Performance expectations. They’ll tell you fast but do you really need to spend all your limited budget dollars maxing the performance of a test environment that’s used once a quarter?
When is this application in use? Find out when it is not in use: What time of day are you able to do maintenance on the server/instance?
Backup retention? Identify how long you need to hang on to backups: Do you need just the most recent or will there every be a need to recover a backup from a specific day?
What data is stored in the database? Find out if there is personally identifiable information being kept in the database. You’re responsible for protecting it if there is. Do you need to ensure backups are encrypted? Do you need TDE?

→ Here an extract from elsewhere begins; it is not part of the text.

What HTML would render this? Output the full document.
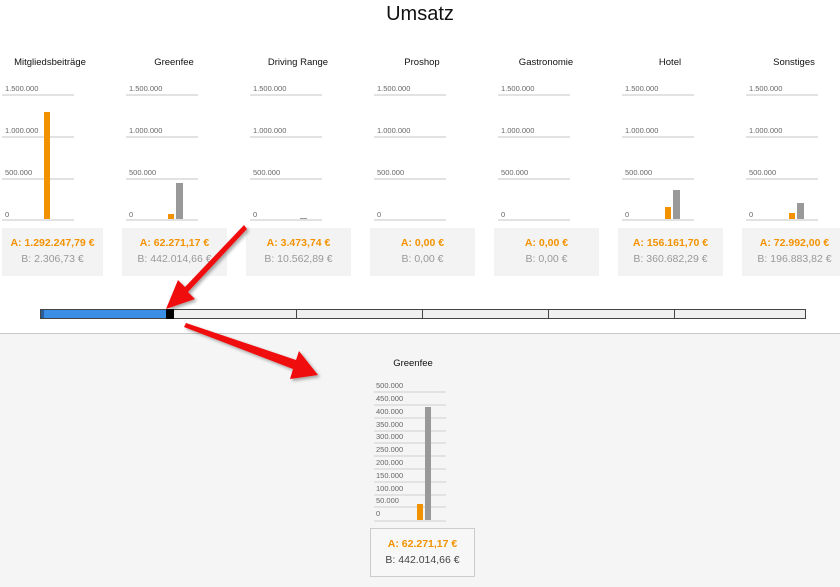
<!DOCTYPE html>
<html><head><meta charset="utf-8"><style>
*{margin:0;padding:0;box-sizing:border-box}
body{width:840px;height:587px;overflow:hidden;background:#fff;font-family:"Liberation Sans",Arial,sans-serif;position:relative}
.a{position:absolute}
.t{font-size:9.5px;color:#111;transform:translateX(-50%);white-space:nowrap}
.l{height:1.5px;background:#e2e2e2;width:72px}
.lb{font-size:7.5px;color:#666}
.bo{background:#f39200}.bg{background:#999}
.box{background:#f3f3f3;width:105px;height:48px;text-align:center}
.box .A{color:#f39200;font-weight:bold;font-size:10.5px;margin-top:9px}
.box .B{color:#999;font-size:10.5px;margin-top:4px}
</style></head><body>
<div class="a" style="left:0;top:3px;width:840px;text-align:center;font-size:20px;color:#111">Umsatz</div>

<div class="a t" style="left:50px;top:57px">Mitgliedsbeiträge</div>
<div class="a t" style="left:174px;top:57px">Greenfee</div>
<div class="a t" style="left:298px;top:57px">Driving Range</div>
<div class="a t" style="left:422px;top:57px">Proshop</div>
<div class="a t" style="left:546px;top:57px">Gastronomie</div>
<div class="a t" style="left:670px;top:57px">Hotel</div>
<div class="a t" style="left:794px;top:57px">Sonstiges</div>

<div class="a" style="left:2px;top:0">
 <div class="a lb" style="left:3px;top:84px">1.500.000</div><div class="a l" style="left:0;top:94px"></div>
 <div class="a lb" style="left:3px;top:126px">1.000.000</div><div class="a l" style="left:0;top:136px"></div>
 <div class="a lb" style="left:3px;top:168px">500.000</div><div class="a l" style="left:0;top:178px"></div>
 <div class="a lb" style="left:3px;top:210px">0</div><div class="a l" style="left:0;top:219px"></div>
</div>
<div class="a" style="left:126px;top:0">
 <div class="a lb" style="left:3px;top:84px">1.500.000</div><div class="a l" style="left:0;top:94px"></div>
 <div class="a lb" style="left:3px;top:126px">1.000.000</div><div class="a l" style="left:0;top:136px"></div>
 <div class="a lb" style="left:3px;top:168px">500.000</div><div class="a l" style="left:0;top:178px"></div>
 <div class="a lb" style="left:3px;top:210px">0</div><div class="a l" style="left:0;top:219px"></div>
</div>
<div class="a" style="left:250px;top:0">
 <div class="a lb" style="left:3px;top:84px">1.500.000</div><div class="a l" style="left:0;top:94px"></div>
 <div class="a lb" style="left:3px;top:126px">1.000.000</div><div class="a l" style="left:0;top:136px"></div>
 <div class="a lb" style="left:3px;top:168px">500.000</div><div class="a l" style="left:0;top:178px"></div>
 <div class="a lb" style="left:3px;top:210px">0</div><div class="a l" style="left:0;top:219px"></div>
</div>
<div class="a" style="left:374px;top:0">
 <div class="a lb" style="left:3px;top:84px">1.500.000</div><div class="a l" style="left:0;top:94px"></div>
 <div class="a lb" style="left:3px;top:126px">1.000.000</div><div class="a l" style="left:0;top:136px"></div>
 <div class="a lb" style="left:3px;top:168px">500.000</div><div class="a l" style="left:0;top:178px"></div>
 <div class="a lb" style="left:3px;top:210px">0</div><div class="a l" style="left:0;top:219px"></div>
</div>
<div class="a" style="left:498px;top:0">
 <div class="a lb" style="left:3px;top:84px">1.500.000</div><div class="a l" style="left:0;top:94px"></div>
 <div class="a lb" style="left:3px;top:126px">1.000.000</div><div class="a l" style="left:0;top:136px"></div>
 <div class="a lb" style="left:3px;top:168px">500.000</div><div class="a l" style="left:0;top:178px"></div>
 <div class="a lb" style="left:3px;top:210px">0</div><div class="a l" style="left:0;top:219px"></div>
</div>
<div class="a" style="left:622px;top:0">
 <div class="a lb" style="left:3px;top:84px">1.500.000</div><div class="a l" style="left:0;top:94px"></div>
 <div class="a lb" style="left:3px;top:126px">1.000.000</div><div class="a l" style="left:0;top:136px"></div>
 <div class="a lb" style="left:3px;top:168px">500.000</div><div class="a l" style="left:0;top:178px"></div>
 <div class="a lb" style="left:3px;top:210px">0</div><div class="a l" style="left:0;top:219px"></div>
</div>
<div class="a" style="left:746px;top:0">
 <div class="a lb" style="left:3px;top:84px">1.500.000</div><div class="a l" style="left:0;top:94px"></div>
 <div class="a lb" style="left:3px;top:126px">1.000.000</div><div class="a l" style="left:0;top:136px"></div>
 <div class="a lb" style="left:3px;top:168px">500.000</div><div class="a l" style="left:0;top:178px"></div>
 <div class="a lb" style="left:3px;top:210px">0</div><div class="a l" style="left:0;top:219px"></div>
</div>

<div class="a bo" style="left:44px;top:112px;width:6px;height:107px"></div>
<div class="a bo" style="left:168px;top:214px;width:6px;height:5px"></div>
<div class="a bg" style="left:176px;top:183px;width:7px;height:36px"></div>
<div class="a bg" style="left:300px;top:218px;width:7px;height:1px"></div>
<div class="a bo" style="left:665px;top:207px;width:6px;height:12px"></div>
<div class="a bg" style="left:673px;top:190px;width:7px;height:29px"></div>
<div class="a bo" style="left:789px;top:213px;width:6px;height:6px"></div>
<div class="a bg" style="left:797px;top:203px;width:7px;height:16px"></div>

<div class="a box" style="left:2px;top:228px;width:101px"><div class="A">A: 1.292.247,79 €</div><div class="B">B: 2.306,73 €</div></div>
<div class="a box" style="left:122px;top:228px"><div class="A">A: 62.271,17 €</div><div class="B">B: 442.014,66 €</div></div>
<div class="a box" style="left:246px;top:228px"><div class="A">A: 3.473,74 €</div><div class="B">B: 10.562,89 €</div></div>
<div class="a box" style="left:370px;top:228px"><div class="A">A: 0,00 €</div><div class="B">B: 0,00 €</div></div>
<div class="a box" style="left:494px;top:228px"><div class="A">A: 0,00 €</div><div class="B">B: 0,00 €</div></div>
<div class="a box" style="left:618px;top:228px"><div class="A">A: 156.161,70 €</div><div class="B">B: 360.682,29 €</div></div>
<div class="a box" style="left:742px;top:228px"><div class="A">A: 72.992,00 €</div><div class="B">B: 196.883,82 €</div></div>

<div class="a" style="left:40px;top:309px;width:766px;height:10px;border:1px solid #444;background:#efefef"></div>
<div class="a" style="left:41px;top:310px;width:125px;height:8px;background:#3a8ee6;border-left:3px solid #2a5f9a"></div>
<div class="a" style="left:166px;top:309px;width:8px;height:10px;background:#000"></div>
<div class="a" style="left:296px;top:310px;width:1px;height:8px;background:#444"></div>
<div class="a" style="left:422px;top:310px;width:1px;height:8px;background:#444"></div>
<div class="a" style="left:548px;top:310px;width:1px;height:8px;background:#444"></div>
<div class="a" style="left:674px;top:310px;width:1px;height:8px;background:#444"></div>

<div class="a" style="left:0;top:333px;width:840px;height:254px;background:#f5f5f5;border-top:1px solid #c8c8c8"></div>
<div class="a t" style="left:413px;top:358px">Greenfee</div>
<div class="a" style="left:374px;top:0">
 <div class="a lb" style="left:2px;top:381px">500.000</div><div class="a l" style="left:0;top:391px"></div>
 <div class="a lb" style="left:2px;top:394px">450.000</div><div class="a l" style="left:0;top:404px"></div>
 <div class="a lb" style="left:2px;top:407px">400.000</div><div class="a l" style="left:0;top:417px"></div>
 <div class="a lb" style="left:2px;top:420px">350.000</div><div class="a l" style="left:0;top:430px"></div>
 <div class="a lb" style="left:2px;top:432px">300.000</div><div class="a l" style="left:0;top:442px"></div>
 <div class="a lb" style="left:2px;top:445px">250.000</div><div class="a l" style="left:0;top:455px"></div>
 <div class="a lb" style="left:2px;top:458px">200.000</div><div class="a l" style="left:0;top:468px"></div>
 <div class="a lb" style="left:2px;top:471px">150.000</div><div class="a l" style="left:0;top:481px"></div>
 <div class="a lb" style="left:2px;top:484px">100.000</div><div class="a l" style="left:0;top:494px"></div>
 <div class="a lb" style="left:2px;top:496px">50.000</div><div class="a l" style="left:0;top:506px"></div>
 <div class="a lb" style="left:2px;top:509px">0</div><div class="a l" style="left:0;top:520px"></div>
</div>
<div class="a bo" style="left:417px;top:504px;width:6px;height:16px"></div>
<div class="a bg" style="left:425px;top:407px;width:6px;height:113px"></div>
<div class="a box" style="left:370px;top:528px;height:49px;background:#f7f7f7;border:1px solid #ccc"><div class="A">A: 62.271,17 €</div><div class="B" style="color:#444">B: 442.014,66 €</div></div>

<svg class="a" style="left:0;top:0" width="840" height="587">
<defs><filter id="s"><feDropShadow dx="2" dy="2" stdDeviation="1.5" flood-color="#000" flood-opacity="0.35"/></filter></defs>
<g fill="#f01010" filter="url(#s)">
<polygon points="244,225 247,229 188,292 195,299 166,309 178,280 185,287"/>
<polygon points="184,327 186,323 296,360 299,351 318,375 290,379 293,369"/>
</g>
</svg>
</body></html>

Where does this application live? Is it external facing or internal? Do you need to take extra steps to reduce the surface area of your SQL Server?
Does the application access SQL databases for other applications? Which SLA is applicable in that case? Make notes explaining the impact of the database on your recovery plans.
And Finally
SLAs are not set and forget. Mine are all stored in Sharepoint where they can be accessed by business and technical owners alike. Our friendly neighborhood Sharepoint admin set up a monthly alert sending me a list of SLAs that are over a year old. You should be revisiting these, reaching out to the people listed in the document to make sure they still think it’s a good plan. You gotta do it.